#### Records for processing

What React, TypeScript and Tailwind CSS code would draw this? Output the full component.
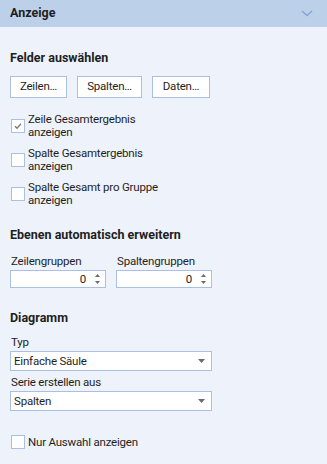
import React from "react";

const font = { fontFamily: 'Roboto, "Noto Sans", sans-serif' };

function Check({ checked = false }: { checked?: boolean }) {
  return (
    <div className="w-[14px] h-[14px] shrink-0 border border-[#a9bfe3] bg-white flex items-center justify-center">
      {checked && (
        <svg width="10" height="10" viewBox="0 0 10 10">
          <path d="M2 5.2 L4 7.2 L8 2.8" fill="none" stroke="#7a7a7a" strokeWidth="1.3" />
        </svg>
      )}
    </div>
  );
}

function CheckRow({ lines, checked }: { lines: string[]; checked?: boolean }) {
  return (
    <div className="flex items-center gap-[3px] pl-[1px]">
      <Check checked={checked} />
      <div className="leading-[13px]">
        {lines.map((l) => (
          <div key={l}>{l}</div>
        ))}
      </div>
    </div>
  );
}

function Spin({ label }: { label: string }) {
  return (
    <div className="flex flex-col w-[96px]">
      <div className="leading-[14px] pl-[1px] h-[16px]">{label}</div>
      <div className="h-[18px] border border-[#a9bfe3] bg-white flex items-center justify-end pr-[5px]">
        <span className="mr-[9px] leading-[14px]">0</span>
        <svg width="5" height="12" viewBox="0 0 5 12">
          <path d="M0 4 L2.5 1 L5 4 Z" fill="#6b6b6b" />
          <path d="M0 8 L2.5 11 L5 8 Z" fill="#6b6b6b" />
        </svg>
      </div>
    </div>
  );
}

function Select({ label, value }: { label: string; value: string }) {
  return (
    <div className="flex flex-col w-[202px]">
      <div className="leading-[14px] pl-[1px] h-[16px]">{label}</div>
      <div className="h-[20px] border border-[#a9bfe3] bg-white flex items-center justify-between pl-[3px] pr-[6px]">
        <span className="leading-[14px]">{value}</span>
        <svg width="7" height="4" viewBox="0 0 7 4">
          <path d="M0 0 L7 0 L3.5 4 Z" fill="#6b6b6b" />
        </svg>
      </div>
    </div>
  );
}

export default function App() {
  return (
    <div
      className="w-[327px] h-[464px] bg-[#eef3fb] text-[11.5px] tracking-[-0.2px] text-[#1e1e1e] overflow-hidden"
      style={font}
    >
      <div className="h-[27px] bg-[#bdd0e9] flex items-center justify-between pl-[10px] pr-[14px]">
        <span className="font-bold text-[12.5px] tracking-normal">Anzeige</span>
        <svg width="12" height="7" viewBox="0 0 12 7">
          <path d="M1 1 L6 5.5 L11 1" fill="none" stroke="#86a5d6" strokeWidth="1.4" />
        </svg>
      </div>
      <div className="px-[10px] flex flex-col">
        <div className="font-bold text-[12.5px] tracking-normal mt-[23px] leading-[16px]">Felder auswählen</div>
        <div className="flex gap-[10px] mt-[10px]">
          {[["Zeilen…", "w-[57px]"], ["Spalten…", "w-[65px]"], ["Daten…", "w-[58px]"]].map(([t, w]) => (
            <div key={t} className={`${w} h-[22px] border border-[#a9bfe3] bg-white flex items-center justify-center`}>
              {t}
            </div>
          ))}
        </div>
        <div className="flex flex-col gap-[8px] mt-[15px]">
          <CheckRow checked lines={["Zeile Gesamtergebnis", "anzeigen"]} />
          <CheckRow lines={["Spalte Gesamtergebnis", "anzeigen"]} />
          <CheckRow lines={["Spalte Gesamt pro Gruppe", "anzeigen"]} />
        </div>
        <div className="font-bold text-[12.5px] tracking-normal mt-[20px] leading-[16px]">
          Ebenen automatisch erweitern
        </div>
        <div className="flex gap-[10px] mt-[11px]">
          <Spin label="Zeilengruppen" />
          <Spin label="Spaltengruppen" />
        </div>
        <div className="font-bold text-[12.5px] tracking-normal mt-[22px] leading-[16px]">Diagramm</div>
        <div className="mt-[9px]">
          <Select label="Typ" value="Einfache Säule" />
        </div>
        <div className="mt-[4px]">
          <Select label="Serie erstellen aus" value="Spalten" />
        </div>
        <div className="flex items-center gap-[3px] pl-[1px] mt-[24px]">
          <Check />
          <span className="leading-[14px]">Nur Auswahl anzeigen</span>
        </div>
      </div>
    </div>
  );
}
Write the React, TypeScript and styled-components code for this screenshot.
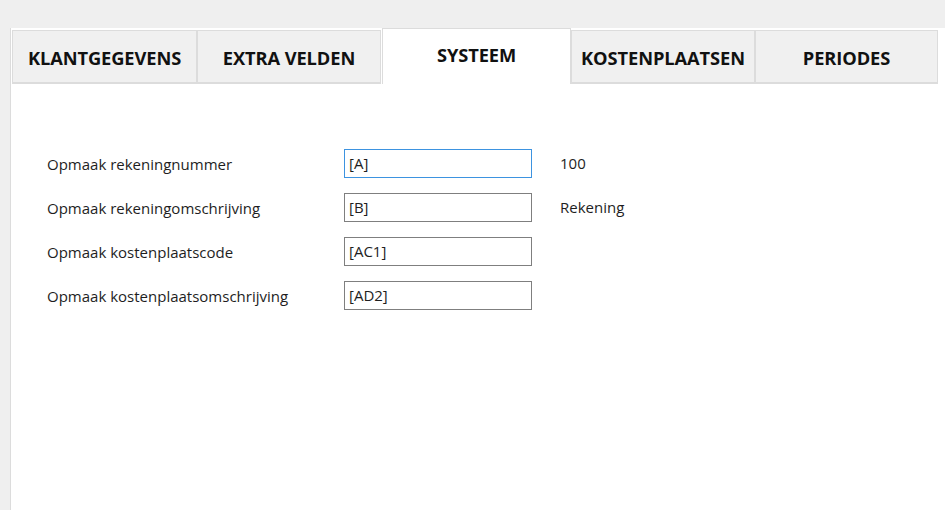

########

▶ _Task brief_
Repeat the data exactly, dropping every picture it holds.

▶ _Complete response_
What React, TypeScript and Tailwind CSS code would draw this? Output the full component.
import React from "react";

const font = { fontFamily: 'Roboto, "Noto Sans", sans-serif' };

function Check({ checked = false }: { checked?: boolean }) {
  return (
    <div className="w-[14px] h-[14px] shrink-0 border border-[#a9bfe3] bg-white flex items-center justify-center">
      {checked && (
        <svg width="10" height="10" viewBox="0 0 10 10">
          <path d="M2 5.2 L4 7.2 L8 2.8" fill="none" stroke="#7a7a7a" strokeWidth="1.3" />
        </svg>
      )}
    </div>
  );
}

function CheckRow({ lines, checked }: { lines: string[]; checked?: boolean }) {
  return (
    <div className="flex items-center gap-[3px] pl-[1px]">
      <Check checked={checked} />
      <div className="leading-[13px]">
        {lines.map((l) => (
          <div key={l}>{l}</div>
        ))}
      </div>
    </div>
  );
}

function Spin({ label }: { label: string }) {
  return (
    <div className="flex flex-col w-[96px]">
      <div className="leading-[14px] pl-[1px] h-[16px]">{label}</div>
      <div className="h-[18px] border border-[#a9bfe3] bg-white flex items-center justify-end pr-[5px]">
        <span className="mr-[9px] leading-[14px]">0</span>
        <svg width="5" height="12" viewBox="0 0 5 12">
          <path d="M0 4 L2.5 1 L5 4 Z" fill="#6b6b6b" />
          <path d="M0 8 L2.5 11 L5 8 Z" fill="#6b6b6b" />
        </svg>
      </div>
    </div>
  );
}

function Select({ label, value }: { label: string; value: string }) {
  return (
    <div className="flex flex-col w-[202px]">
      <div className="leading-[14px] pl-[1px] h-[16px]">{label}</div>
      <div className="h-[20px] border border-[#a9bfe3] bg-white flex items-center justify-between pl-[3px] pr-[6px]">
        <span className="leading-[14px]">{value}</span>
        <svg width="7" height="4" viewBox="0 0 7 4">
          <path d="M0 0 L7 0 L3.5 4 Z" fill="#6b6b6b" />
        </svg>
      </div>
    </div>
  );
}

export default function App() {
  return (
    <div
      className="w-[327px] h-[464px] bg-[#eef3fb] text-[11.5px] tracking-[-0.2px] text-[#1e1e1e] overflow-hidden"
      style={font}
    >
      <div className="h-[27px] bg-[#bdd0e9] flex items-center justify-between pl-[10px] pr-[14px]">
        <span className="font-bold text-[12.5px] tracking-normal">Anzeige</span>
        <svg width="12" height="7" viewBox="0 0 12 7">
          <path d="M1 1 L6 5.5 L11 1" fill="none" stroke="#86a5d6" strokeWidth="1.4" />
        </svg>
      </div>
      <div className="px-[10px] flex flex-col">
        <div className="font-bold text-[12.5px] tracking-normal mt-[23px] leading-[16px]">Felder auswählen</div>
        <div className="flex gap-[10px] mt-[10px]">
          {[["Zeilen…", "w-[57px]"], ["Spalten…", "w-[65px]"], ["Daten…", "w-[58px]"]].map(([t, w]) => (
            <div key={t} className={`${w} h-[22px] border border-[#a9bfe3] bg-white flex items-center justify-center`}>
              {t}
            </div>
          ))}
        </div>
        <div className="flex flex-col gap-[8px] mt-[15px]">
          <CheckRow checked lines={["Zeile Gesamtergebnis", "anzeigen"]} />
          <CheckRow lines={["Spalte Gesamtergebnis", "anzeigen"]} />
          <CheckRow lines={["Spalte Gesamt pro Gruppe", "anzeigen"]} />
        </div>
        <div className="font-bold text-[12.5px] tracking-normal mt-[20px] leading-[16px]">
          Ebenen automatisch erweitern
        </div>
        <div className="flex gap-[10px] mt-[11px]">
          <Spin label="Zeilengruppen" />
          <Spin label="Spaltengruppen" />
        </div>
        <div className="font-bold text-[12.5px] tracking-normal mt-[22px] leading-[16px]">Diagramm</div>
        <div className="mt-[9px]">
          <Select label="Typ" value="Einfache Säule" />
        </div>
        <div className="mt-[4px]">
          <Select label="Serie erstellen aus" value="Spalten" />
        </div>
        <div className="flex items-center gap-[3px] pl-[1px] mt-[24px]">
          <Check />
          <span className="leading-[14px]">Nur Auswahl anzeigen</span>
        </div>
      </div>
    </div>
  );
}
Write the React, TypeScript and styled-components code for this screenshot.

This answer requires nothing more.